Finance and accounting professionals won’t evolve from “bean counters to bean growers” if traditional practices continue. There are problems of willful blindness, wrong methods, and interpersonal styles.

Where are management accountants going? Perhaps they are running to business analytics, and much of the content of analytics is legitimately within the domain of management accounting. While Big Data and business analytics are becoming the playground for marketing and operations professionals, if management accountants don’t learn to apply advanced analytics, they could become increasingly irrelevant.
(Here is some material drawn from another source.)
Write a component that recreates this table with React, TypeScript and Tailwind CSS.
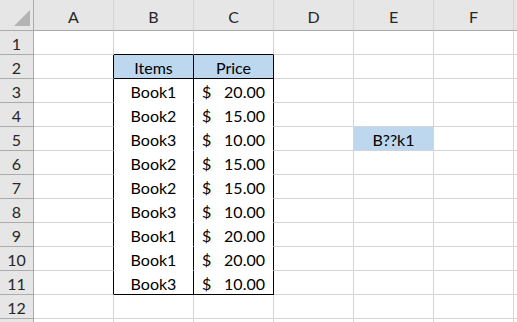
import React from "react";

const cols = ["A", "B", "C", "D", "E", "F", ""];
type Row = { b?: string; c?: string; e?: string; header?: boolean };
const rows: Row[] = [
  {},
  { b: "Items", c: "Price", header: true },
  { b: "Book1", c: "20.00" },
  { b: "Book2", c: "15.00" },
  { b: "Book3", c: "10.00", e: "B??k1" },
  { b: "Book2", c: "15.00" },
  { b: "Book2", c: "15.00" },
  { b: "Book3", c: "10.00" },
  { b: "Book1", c: "20.00" },
  { b: "Book1", c: "20.00" },
  { b: "Book3", c: "10.00" },
  {},
  {},
];

export default function App() {
  const font = { fontFamily: "Lato, 'Noto Sans', sans-serif" };
  return (
    <div
      className="w-[517px] h-[322px] overflow-hidden bg-white text-[16px] text-black"
      style={font}
    >
      <div className="grid grid-cols-[34px_repeat(6,80px)_80px] grid-rows-[31px_repeat(13,24px)]">
        {/* corner */}
        <div className="relative bg-[#e6e6e6] border-r border-b border-[#ababab]">
          <svg className="absolute left-[14px] top-[10px]" width="16" height="16" viewBox="0 0 16 16">
            <polygon points="16,0 16,16 0,16" fill="#b4b4b4" />
          </svg>
        </div>
        {cols.map((c, i) => (
          <div
            key={"h" + i}
            className="bg-[#e6e6e6] border-r border-b border-r-[#d4d4d4] border-b-[#ababab] flex items-center justify-center pt-[4px] text-[#262626]"
          >
            {c}
          </div>
        ))}
        {rows.map((r, ri) => {
          const n = ri + 1;
          const inTable = n >= 2 && n <= 11;
          const blackBottom = n === 1 || n === 2 || n === 11;
          return (
            <React.Fragment key={"r" + ri}>
              <div className="bg-[#e6e6e6] border-r border-b border-[#ababab] flex items-center justify-center pt-[3px] text-[#262626]">
                {n <= 12 ? n : null}
              </div>
              {/* A */}
              <div
                className={`border-b border-b-[#d4d4d4] border-r ${
                  inTable ? "border-r-black" : "border-r-[#d4d4d4]"
                }`}
              />
              {/* B */}
              <div
                className={`border-r flex items-center justify-center pt-[3px] ${
                  inTable ? "border-r-black" : "border-r-[#d4d4d4]"
                } ${
                  blackBottom
                    ? "border-b border-b-black"
                    : inTable
                    ? "border-b border-b-white"
                    : "border-b border-b-[#d4d4d4]"
                } ${r.header ? "bg-[#bdd7ee]" : ""}`}
              >
                {r.b}
              </div>
              {/* C */}
              <div
                className={`border-r flex items-center pt-[3px] ${
                  inTable ? "border-r-black" : "border-r-[#d4d4d4]"
                } ${
                  blackBottom
                    ? "border-b border-b-black"
                    : inTable
                    ? "border-b border-b-white"
                    : "border-b border-b-[#d4d4d4]"
                } ${r.header ? "bg-[#bdd7ee] justify-center" : "justify-between pl-[8px] pr-[8px]"}`}
              >
                {r.header ? (
                  r.c
                ) : r.c ? (
                  <>
                    <span>$</span>
                    <span>{r.c}</span>
                  </>
                ) : null}
              </div>
              {/* D */}
              <div className="border-r border-b border-[#d4d4d4]" />
              {/* E */}
              <div
                className={`border-r border-b border-[#d4d4d4] flex items-center justify-center pt-[3px] ${
                  r.e ? "bg-[#bdd7ee]" : ""
                }`}
              >
                {r.e}
              </div>
              {/* F */}
              <div className="border-r border-b border-[#d4d4d4]" />
              {/* G */}
              <div className="border-r border-b border-[#d4d4d4]" />
            </React.Fragment>
          );
        })}
      </div>
    </div>
  );
}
The widening gap between what management accountants provide and report and what decision makers need involves the shift from analyzing descriptive historical information to analyzing predictive information, such as budgets, driver-based rolling forecasts, cost estimates, and what-if planning scenarios. Yet everyone can learn and gain much from historical information. Although accountants are gradually improving the quality of reported history, decision makers are shifting their view toward understanding the future better. This shift is a response to a more overarching change in executive management styles—from a command-and-control emphasis that is reactive (such as scrutinizing cost-variance analysis of actual vs. planned outcomes) to an anticipatory, proactive style where organizational changes and adjustments, such as staffing and spending levels, can be made before negative things happen and before minor problems become big ones.